Paradise is a historical novel by the Nobel Prize-winning Zanzibar-born British writer Abdulrazak Gurnah, first published in 1994 by Hamish Hamilton in London. The novel was nominated for both the Booker Prize and the Whitbread Prize for Fiction.

Plot
The novel follows the story of Yusuf, a boy born in the fictional town of Kawa in Tanzania at the turn of the 20th century. Yusuf's father is a hotelier and is in debt to a rich and powerful Arab merchant named Aziz. Early in the story Yusuf is pawned in exchange for his father's owed debt to Aziz and must work as an unpaid servant for the merchant. Yusuf joins Aziz's caravan as they travel into the interior to the lands west of Lake Tanganyika. Here, Aziz's caravan of traders meets hostility from local tribes, wild animals and difficult terrain. As the caravan returns to East Africa, World War I begins and Yusuf encounters the German Army as they sweep Tanzania, forcibly conscripting African men as soldiers.

Literary genealogy

Heart of Darkness
Johan Jacobs claims that Gurnah is writing back to Joseph Conrad's 1902 novel Heart of Darkness.
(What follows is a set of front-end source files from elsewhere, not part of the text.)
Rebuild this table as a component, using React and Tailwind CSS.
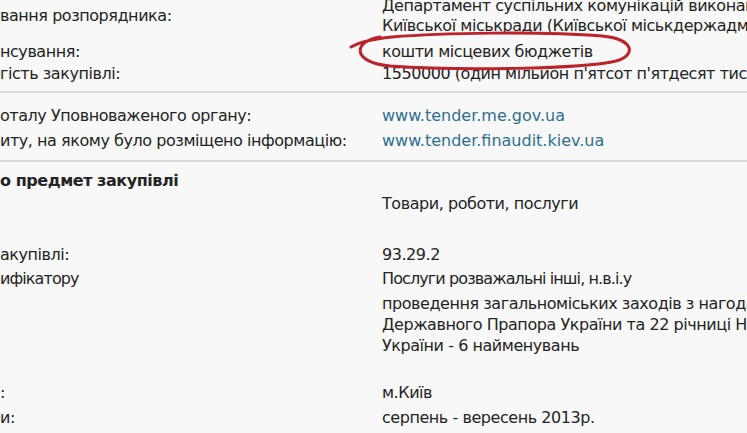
const Row = ({ label, children, className = '' }) => (
  <div className={`flex ${className}`}>
    <div className="w-[382px] shrink-0 flex items-center">{label}</div>
    <div className="whitespace-nowrap">{children}</div>
  </div>
)

const Divider = ({ className = 'my-[7px]' }) => <div className={`h-[2px] bg-[#dadada] ${className}`} />

export default function App() {
  return (
    <div className="relative w-[747px] h-[433px] overflow-hidden bg-[#f8f8f8] text-[#242424] text-[16px] leading-[20px] tracking-[-0.45px] font-['DejaVu_Sans',Verdana,sans-serif]">
      <div className="-mt-[6px]">
        <Row label="вання розпорядника:" className="py-[2px]">
          <div>Департамент суспільних комунікацій виконавчого органу</div>
          <div>Київської міськради (Київської міськдержадміністрації)</div>
        </Row>
        <Row label="нсування:" className="pt-[4px] pb-[1px]">кошти місцевих бюджетів</Row>
        <Row label="гість закупівлі:" className="py-[1px]">
          1550000 (один мільион п'ятсот п'ятдесят тисяч) гривень
        </Row>
      </div>

      <Divider className="mt-[6px] mb-[7px]" />

      <div className="pt-[4px]">
        <Row label="оталу Уповноваженого органу:" className="py-[2px]">
          <span className="text-[#2f6f8f] tracking-normal">www.tender.me.gov.ua</span>
        </Row>
        <Row label="иту, на якому було розміщено інформацію:" className="pt-[3px] pb-[2px]">
          <span className="text-[#2f6f8f] tracking-normal">www.tender.finaudit.kiev.ua</span>
        </Row>
      </div>

      <Divider className="mt-[7px] mb-[8px]" />

      <div>
        <div className="font-bold py-[1px]">о предмет закупівлі</div>
        <Row label="" className="py-[2px]">Товари, роботи, послуги</Row>
        <div className="h-[27px]" />
        <Row label="акупівлі:" className="py-[2px]">93.29.2</Row>
        <Row label="ифікатору" className="py-[2px] tracking-[-0.9px]">Послуги розважальні інші, н.в.і.у</Row>
        <Row label="" className="py-[2px] leading-[21px]">
          <div>проведення загальноміських заходів з нагоди Дня</div>
          <div>Державного Прапора України та 22 річниці Незалежності</div>
          <div>України - 6 найменувань</div>
        </Row>
        <div className="h-[23px]" />
        <Row label=":" className="py-[2px]">м.Київ</Row>
        <Row label="и:" className="py-[3px]">серпень - вересень 2013р.</Row>
      </div>

      {/* hand-drawn red loop */}
      <svg className="absolute left-0 top-0 pointer-events-none" width="747" height="433" viewBox="0 0 747 433">
        <path
          d="M380 37 C 354 41, 350 62, 390 66 C 460 71, 582 69, 616 61 C 637 55, 634 39, 602 36 C 540 31, 440 33, 392 37 C 372 39, 358 43, 351 47"
          fill="none"
          stroke="#bb2229"
          strokeWidth="3"
          strokeLinecap="round"
        />
      </svg>
    </div>
  )
}
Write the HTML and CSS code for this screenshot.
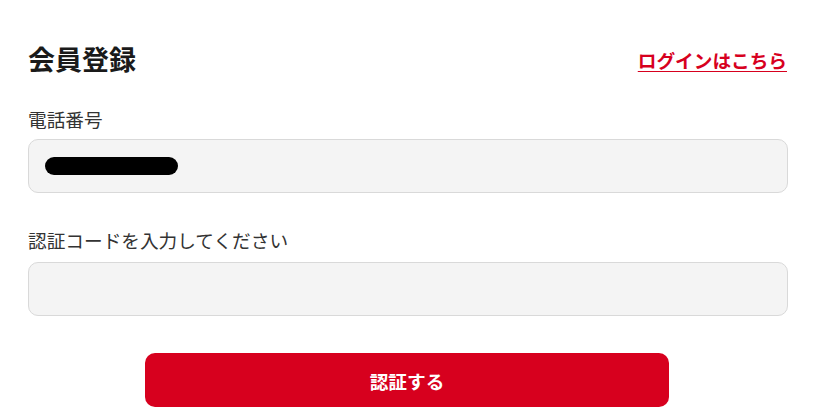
FILE: index.html
```html
<!DOCTYPE html>
<html lang="ja">
<head>
  <meta charset="UTF-8">
  <meta name="viewport" content="width=device-width, initial-scale=1.0">
  <title>会員登録</title>
  <link rel="stylesheet" href="styles.css">
</head>
<body>

<div class="container">
  <div class="head">
    <h1>会員登録</h1>
    <a href="#" class="login-link">ログインはこちら</a>
  </div>

  <div class="field">
    <label for="tel">電話番号</label>
    <div class="input-box">
      <span class="masked"></span>
    </div>
  </div>

  <div class="field">
    <label for="code">認証コードを入力してください</label>
    <input type="text" id="code" class="input-box">
  </div>

  <button class="submit">認証する</button>
</div>

</body>
</html>
```

FILE: styles.css
```css
body {
  margin: 0;
  padding: 0;
  background: #fff;
  font-family: "Noto Sans CJK JP", "Noto Sans", sans-serif;
  color: #333;
}
.container {
  padding: 41px 44px 0 28px;
}
.head {
  display: flex;
  justify-content: space-between;
  align-items: center;
  height: 36px;
}
h1 {
  margin: 0;
  font-size: 27px;
  font-weight: bold;
  color: #1a1a1a;
  line-height: 36px;
}
.login-link {
  color: #d7001e;
  font-size: 18.67px;
  font-weight: bold;
  text-decoration: underline;
  text-underline-offset: 3px;
  margin-right: 1px;
}
.field {
  margin-top: 28px;
}
.field + .field {
  margin-top: 33px;
}
label {
  display: block;
  font-size: 18.67px;
  line-height: 27px;
  margin-bottom: 7px;
  color: #333;
}
.field + .field label {
  margin-bottom: 9px;
}
.input-box {
  display: flex;
  align-items: center;
  box-sizing: border-box;
  width: 100%;
  height: 54px;
  padding: 0 16px;
  background: #f4f4f4;
  border: 1px solid #d9d9d9;
  border-radius: 10px;
  font-size: 18px;
  font-family: inherit;
}
.masked {
  display: block;
  width: 133px;
  height: 18px;
  background: #000;
  border-radius: 9px;
}
.submit {
  display: block;
  width: 524px;
  height: 54px;
  margin: 37px auto 0 117px;
  background: #d7001e;
  color: #fff;
  border: none;
  border-radius: 10px;
  font-family: inherit;
  font-size: 18.67px;
  font-weight: bold;
  cursor: pointer;
}
```
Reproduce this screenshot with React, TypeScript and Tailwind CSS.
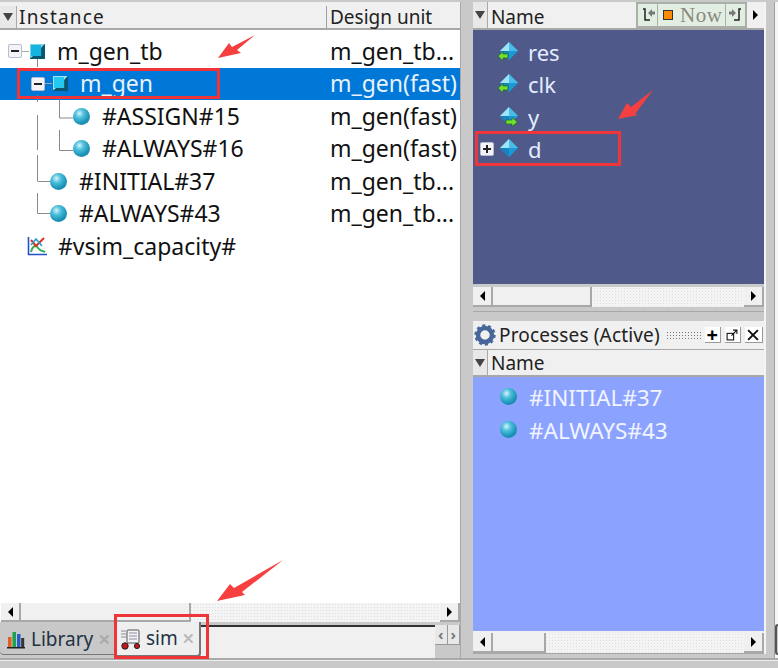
import React from "react";

const font = { fontFamily: '"Noto Sans", "Open Sans", sans-serif' };

function Ball({ className = "" }: { className?: string }) {
  return (
    <div className={`h-[17px] w-[17px] shrink-0 rounded-full bg-[radial-gradient(circle_at_38%_32%,#d8f4fa_0%,#4fc0dc_28%,#1f97bb_60%,#0f6f90_100%)] ${className}`} />
  );
}

function Cube({ light = false }: { light?: boolean }) {
  return (
    <svg width="17" height="17" viewBox="0 0 17 17" className="shrink-0">
      <rect x="1" y="1" width="15" height="15" fill={light ? "#0f6f80" : "#10607a"} />
      <polygon points="1,1 16,1 12,5 12,12 1,15" fill={light ? "#9fe4f2" : "#7fd4e4"} />
      <rect x="2" y="2" width="10" height="11" fill={light ? "#25c8ee" : "#14b4e0"} />
      <polygon points="1,16 16,16 16,1 13,4 13,13 4,13" fill="#0c5570" />
    </svg>
  );
}

function Diamond({ arrow }: { arrow?: "left" | "right" }) {
  return (
    <svg width="20" height="20" viewBox="0 0 20 20" className="shrink-0">
      <polygon points="11,0 20,9 11,18 2,9" fill="#1a9bd8" />
      <polygon points="11,0 2,9 11,9" fill="#a0e4f8" />
      <polygon points="11,0 20,9 11,9" fill="#4bbce8" />
      <polygon points="2,9 11,18 11,9" fill="#1584c0" />
      {arrow === "left" && <polygon points="0,14 5,9.5 5,12 10,12 10,16 5,16 5,19" fill="#6fe030" stroke="#1c5a10" strokeWidth="0.6" />}
      {arrow === "right" && <polygon points="19.5,15 14,10.5 14,13 8,13 8,17 14,17 14,19.5" fill="#6fe030" stroke="#1c5a10" strokeWidth="0.6" />}
    </svg>
  );
}

function Expander({ sign }: { sign: "+" | "-" }) {
  return (
    <div className="flex h-[14px] w-[14px] shrink-0 items-center justify-center rounded-[2px] border border-[#b8bcd0] bg-[#f4f4f8]">
      <div className="relative h-[2px] w-[8px] bg-[#222]">
        {sign === "+" && <div className="absolute left-[3px] top-[-3px] h-[8px] w-[2px] bg-[#222]" />}
      </div>
    </div>
  );
}

function Tri({ dir }: { dir: "left" | "right" | "down" }) {
  const cls =
    dir === "left"
      ? "border-y-[5px] border-r-[5px] border-y-transparent border-r-black"
      : dir === "right"
        ? "border-y-[5px] border-l-[5px] border-y-transparent border-l-black"
        : "border-x-[5px] border-t-[8px] border-x-transparent border-t-[#444]";
  return <div className={`h-0 w-0 ${cls}`} />;
}

function ScrollBar({ thumb, className = "" }: { thumb: number; className?: string }) {
  return (
    <div className={`flex items-stretch bg-[#f4f4f4] bg-[radial-gradient(#dedede_0.5px,transparent_0.6px)] bg-[length:3px_3px] ${className}`}>
      <div className="flex w-[20px] items-center justify-center border-r-2 border-b-2 border-[#a8a8a8] bg-[#f0f0f0]">
        <Tri dir="left" />
      </div>
      <div className="border-r-2 border-b-2 border-[#a8a8a8] bg-[#f0f0f0]" style={{ width: thumb }} />
      <div className="flex-1" />
      <div className="flex w-[20px] items-center justify-center border-r-2 border-b-2 border-[#a8a8a8] bg-[#f0f0f0]">
        <Tri dir="right" />
      </div>
    </div>
  );
}

const rows = [
  { indent: 8, exp: "-", icon: "cube", text: "m_gen_tb", gap: 11, unit: "m_gen_tb..." },
  { indent: 31, exp: "-", icon: "cubeLight", text: "m_gen", gap: 11, unit: "m_gen(fast)", selected: true },
  { indent: 73, icon: "ball", text: "#ASSIGN#15", gap: 12, unit: "m_gen(fast)" },
  { indent: 73, icon: "ball", text: "#ALWAYS#16", gap: 12, unit: "m_gen(fast)" },
  { indent: 50, icon: "ball", text: "#INITIAL#37", gap: 12, unit: "m_gen_tb..." },
  { indent: 50, icon: "ball", text: "#ALWAYS#43", gap: 12, unit: "m_gen_tb..." },
  { indent: 27, icon: "chart", text: "#vsim_capacity#", gap: 10, unit: "" },
];

function Chart() {
  return (
    <svg width="21" height="20" viewBox="0 0 21 20" className="shrink-0">
      <path d="M1.5 1V18.5H20" fill="none" stroke="#2050c8" strokeWidth="1.6" />
      <path d="M4 16C6 9 9 9 11 12S16 15 18 16" fill="none" stroke="#30b050" strokeWidth="2" />
      <path d="M4 4L9 10L17 2" fill="none" stroke="#e03020" strokeWidth="2" />
      <path d="M4 9L9 3L15 10" fill="none" stroke="#20a0d0" strokeWidth="1.6" />
    </svg>
  );
}

// coordinates relative to tree top (y = 30 on the page)
function TreeLines() {
  return (
    <svg className="absolute left-0 top-0 z-10" width="120" height="220" fill="none" stroke="#8a8a8a" strokeWidth="1">
      <path d="M37.5 29V37M37.5 65V72M37.5 85V120M37.5 125V151M37.5 163V183.5H50M37.5 151.5H50" />
      <path d="M59.5 67V88H73M59.5 100V120.5H73" />
    </svg>
  );
}

function Red({ className }: { className: string }) {
  return <div className={`absolute z-20 border-[3px] border-[#f0353a] ${className}`} />;
}

function Arrow({ className, w, h, points }: { className: string; w: number; h: number; points: string }) {
  return (
    <svg className={`absolute z-20 ${className}`} width={w} height={h} viewBox={`0 0 ${w} ${h}`}>
      <polygon points={points} fill="#f5403f" />
    </svg>
  );
}

export default function App() {
  return (
    <div className="relative h-[668px] w-[778px] overflow-hidden bg-[#c9c9c9]" style={font}>
      <div className="flex h-[658px] items-stretch pt-[2px]">
        {/* Left panel */}
        <div className="flex w-[461px] flex-col border-r border-[#a8a8a8] bg-white">
          <div className="flex h-[28px] shrink-0 border-b-2 border-[#a8a8a8] bg-[#f0f0f0] pt-[4px] text-[19px] leading-none text-[#222]">
            <div className="flex w-[17px] items-center justify-center border-r border-[#a8a8a8] bg-[#e8e8e8]">
              <Tri dir="down" />
            </div>
            <div className="flex w-[309px] items-center pl-[2px] tracking-[1.2px]">Instance</div>
            <div className="flex flex-1 items-center border-l border-[#a0a0a0] pl-[3px]">Design unit</div>
          </div>
          <div className="relative flex-1 pt-[5px]">
            <TreeLines />
            {rows.map((r) => (
              <div key={r.text} className={`relative flex h-[32.5px] items-center text-[23px] leading-none ${r.selected ? "bg-[#0078d7] text-[#e8f2ff]" : "text-[#111]"}`}>
                <div className="flex w-[326px] items-center" style={{ paddingLeft: r.indent }}>
                  {r.exp && <Expander sign="-" />}
                  {r.exp && <div className="h-[1px] w-[7px] bg-[#aaa]" />}
                  {(r.icon === "cube" || r.icon === "cubeLight") && <Cube light={r.icon === "cubeLight"} />}
                  {r.icon === "ball" && <Ball />}
                  {r.icon === "chart" && <Chart />}
                  <span style={{ marginLeft: r.gap }}>{r.text}</span>
                </div>
                <div className="pl-[4px]">{r.unit}</div>
              </div>
            ))}
          </div>
          <ScrollBar thumb={170} className="ml-[1px] h-[19px] shrink-0" />
          {/* Tabs */}
          <div className="flex h-[36px] shrink-0 items-start bg-[#c9c9c9]">
            <div className="mt-[2px] flex h-[31px] w-[115px] items-center gap-[5px] rounded-bl-[4px] border-b border-[#777] bg-[#c8c8c8] pl-[6px] text-[19px] text-[#234]">
              <svg width="20" height="20" viewBox="0 0 20 20" className="shrink-0">
                <rect x="2" y="8" width="3.5" height="10" fill="#e06020" />
                <rect x="6.5" y="3" width="3.5" height="15" fill="#20a050" />
                <rect x="11" y="5" width="3.5" height="13" fill="#2060c8" />
                <rect x="15.2" y="9" width="3" height="9" fill="#333" />
                <rect x="1" y="18" width="18" height="1.5" fill="#222" />
              </svg>
              <span>Library</span>
              <span className="text-[15px] font-bold text-[#aaa]">✕</span>
            </div>
            <div className="flex h-[35px] w-[86px] items-center gap-[4px] rounded-b-[4px] border-r-2 border-b-2 border-[#777] bg-[#efefef] pl-[5px] text-[19px] text-[#234]">
              <svg width="22" height="22" viewBox="0 0 22 22" className="shrink-0">
                <rect x="7" y="2" width="12" height="13" rx="1" fill="#f4f4f4" stroke="#555" />
                <path d="M1 3H6M1 6H6M1 9H6M9 5H17M9 8H17M9 11H17" stroke="#8a8aa8" strokeWidth="1" />
                <circle cx="5" cy="18" r="3.2" fill="#c01818" stroke="#222" />
                <circle cx="17" cy="18" r="2.6" fill="#c01818" stroke="#222" />
              </svg>
              <span>sim</span>
              <span className="text-[15px] font-bold text-[#bbb]">✕</span>
            </div>
            <div className="mt-[3px] h-[33px] flex-1 border-t-2 border-[#333] bg-[#f0f0f0]" />
            <div className="mt-[3px] flex h-[20px] w-[25px] shrink-0 bg-[#c9c9c9]">
              <div className="flex flex-1 items-center justify-center border-r border-b border-[#999] bg-[#e8e8e8] text-[15px] leading-none font-bold text-[#777]">‹</div>
              <div className="flex flex-1 items-center justify-center border-r border-b border-[#999] bg-[#e8e8e8] text-[15px] leading-none font-bold text-[#777]">›</div>
            </div>
          </div>
        </div>

        {/* Right column */}
        <div className="ml-[11px] mb-[4px] flex w-[294px] flex-col border-r-2 border-[#f4f4f4] pl-[1px]">
          <div className="flex h-[310px] shrink-0 flex-col border-b border-[#a8a8a8]">
            <div className="flex h-[28px] shrink-0 items-stretch border-b-2 border-[#a8a8a8] bg-[#f0f0f0]">
              <div className="flex w-[15px] items-center justify-center border-r border-[#a8a8a8] bg-[#e8e8e8]">
                <Tri dir="down" />
              </div>
              <div className="flex w-[149px] items-center pl-[3px] pt-[4px] text-[19px] leading-none text-[#222]">Name</div>
              <div className="flex h-[26px] items-stretch border-2 border-[#a8b0a8] bg-[#e2eee2]">
                <div className="flex w-[20px] items-center justify-center border-r border-[#a8b0a8]">
                  <svg width="16" height="16" viewBox="0 0 16 16"><path d="M3 2H5V13H10" fill="none" stroke="#222" strokeWidth="1.5" /><path d="M8 6L12 2V4.5H15V7.5H12V10Z" fill="#777" /></svg>
                </div>
                <div className="flex w-[67px] items-center gap-[7px] pl-[5px] font-['Liberation_Serif',serif] text-[21px] leading-none tracking-[0.5px] text-[#8a8a80]">
                  <div className="h-[10px] w-[10px] shrink-0 border border-[#333] bg-[#ff8a00]" />
                  <span>Now</span>
                </div>
                <div className="flex w-[20px] items-center justify-center border-l border-[#a8b0a8]">
                  <svg width="16" height="16" viewBox="0 0 16 16"><path d="M13 2H11V13H6" fill="none" stroke="#222" strokeWidth="1.5" /><path d="M8 6L4 2V4.5H1V7.5H4V10Z" fill="#777" /></svg>
                </div>
              </div>
              <div className="flex w-[17px] items-center justify-center"><Tri dir="right" /></div>
            </div>
            <div className="flex flex-1 flex-col bg-[#505a8a] pt-[6px] text-[22px] leading-none text-[#e4ecff]">
              {[
                { t: "res", a: "left" as const },
                { t: "clk", a: "left" as const },
                { t: "y", a: "right" as const },
                { t: "d" },
              ].map((s) => (
                <div key={s.t} className="flex h-[32.3px] items-center pl-[7px]">
                  <div className="flex w-[17px] items-center">{!s.a && <Expander sign="+" />}</div>
                  <div className="mr-[10px] ml-[1px]"><Diamond arrow={s.a} /></div>
                  <span>{s.t}</span>
                </div>
              ))}
            </div>
            <ScrollBar thumb={99} className="mt-[3px] mb-[4px] h-[20px] shrink-0" />
          </div>
          <div className="mt-[9px] flex flex-1 flex-col border-b border-[#a8a8a8] bg-[#f0f0f0]">
            <div className="flex h-[28px] shrink-0 items-center bg-[#f0f0f0] pl-[1px] text-[19px] text-[#222]">
              <svg width="22" height="22" viewBox="0 0 22 22" className="shrink-0">
                <circle cx="11" cy="11" r="7" fill="none" stroke="#47679a" strokeWidth="4.5" />
                <circle cx="11" cy="11" r="9.4" fill="none" stroke="#47679a" strokeWidth="2.6" strokeDasharray="3 2.9" />
              </svg>
              <span className="ml-[3px] tracking-[0.15px]">Processes (Active)</span>
              <div className="mr-[4px] ml-[6px] h-[9px] w-[35px] bg-[radial-gradient(#777_0.6px,transparent_0.7px)] bg-[length:3px_3px]" />
              <div className="flex gap-[4px]">
                <div className="flex h-[16px] w-[16px] items-center justify-center border-r border-b border-[#999] bg-white text-[20px] leading-none font-bold text-black">+</div>
                <div className="flex h-[16px] w-[16px] items-center justify-center border-r border-b border-[#999] bg-white">
                  <svg width="12" height="12" viewBox="0 0 11 11"><rect x="1" y="4" width="6" height="6" fill="none" stroke="#111" /><path d="M5 6L10 1M6.5 1H10V4.5" fill="none" stroke="#111" /></svg>
                </div>
                <div className="flex h-[16px] w-[18px] items-center justify-center border-r border-b border-[#999] bg-white">
                  <svg width="12" height="12" viewBox="0 0 11 11"><path d="M1 1L10 10M10 1L1 10" stroke="#111" strokeWidth="1.8" /></svg>
                </div>
              </div>
            </div>
            <div className="flex h-[28px] shrink-0 border-t border-b-2 border-[#a8a8a8]">
              <div className="flex w-[15px] items-center justify-center border-r border-[#a8a8a8] bg-[#e8e8e8]">
                <Tri dir="down" />
              </div>
              <div className="flex items-center pl-[3px] pt-[2px] text-[19px] leading-none text-[#222]">Name</div>
            </div>
            <div className="flex flex-1 flex-col bg-[#8ba3ff] pt-[5px] text-[22.5px] leading-none text-[#f2f4ff]">
              {["#INITIAL#37", "#ALWAYS#43"].map((t) => (
                <div key={t} className="flex h-[32.5px] items-center pl-[27px]">
                  <Ball className="mb-[3px]" />
                  <span className="ml-[12px]">{t}</span>
                </div>
              ))}
            </div>
            <ScrollBar thumb={53} className="mt-[2px] h-[20px] shrink-0" />
          </div>
        </div>

        {/* Edge of the neighbouring panel */}
        <div className="ml-[8px] flex w-[4px] flex-col border-l border-[#a0a0a0] bg-[#f6f6f6]">
          <div className="flex-1" />
          <div className="h-[31px] rounded-l-[3px] border-l-2 border-y-2 border-[#555] bg-[#c9c9c9]" />
          <div className="h-[3px]" />
        </div>
      </div>
      <div className="h-[2px] bg-[#aaa]" />
      <div className="h-[1px] bg-[#eee]" />

      {/* annotations */}
      <Red className="left-[17px] top-[68px] h-[31px] w-[203px]" />
      <Red className="left-[475px] top-[131px] h-[35px] w-[146px]" />
      <Red className="left-[114px] top-[614px] h-[45px] w-[95px]" />
      <Arrow className="left-[218px] top-[34px]" w={38} h={25} points="0,24 11,9 14,13 37,1 19,16 23,19" />
      <Arrow className="left-[618px] top-[90px]" w={36} h={30} points="0,29 9,13 13,17 35,0 17,24 20,25" />
      <Arrow className="left-[216px] top-[559px]" w={68} h={43} points="1,42 14,25 18,29 67,1 26,33 29,36" />
    </div>
  );
}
In Aziz's easterly journey to the Congo, Jacobs says that Gurnah is challenging the dominant Western images of the Congo at the turn of the twentieth century that continue to pervade the popular imagination, an idea that is explicitly rejected by James Hodapp, who calls Jacobs's approach "Eurocentric" and accuses him of "ignoring non-European influences almost entirely".

Early Swahili prose
In one scene, Yusuf is serving a group of visitors and listening to their stories in the evening. One visitor relates to the incredulous audience that his uncle travelled to St. Petersburg in the "country of the Rusi", where "the sun shone until midnight" and where the people "were not civilized". This "clearly alludes" to Salim bin Abakari's late 19th-century travel memoir Safari Yangu ya Urusi na ya Siberia (My Journey to Russia and Siberia), written in the late 19th century.

Literary reception
The book was well received on publication. Writing in The Independent, Anita Mason described the novel as "many-layered, violent, beautiful and strange".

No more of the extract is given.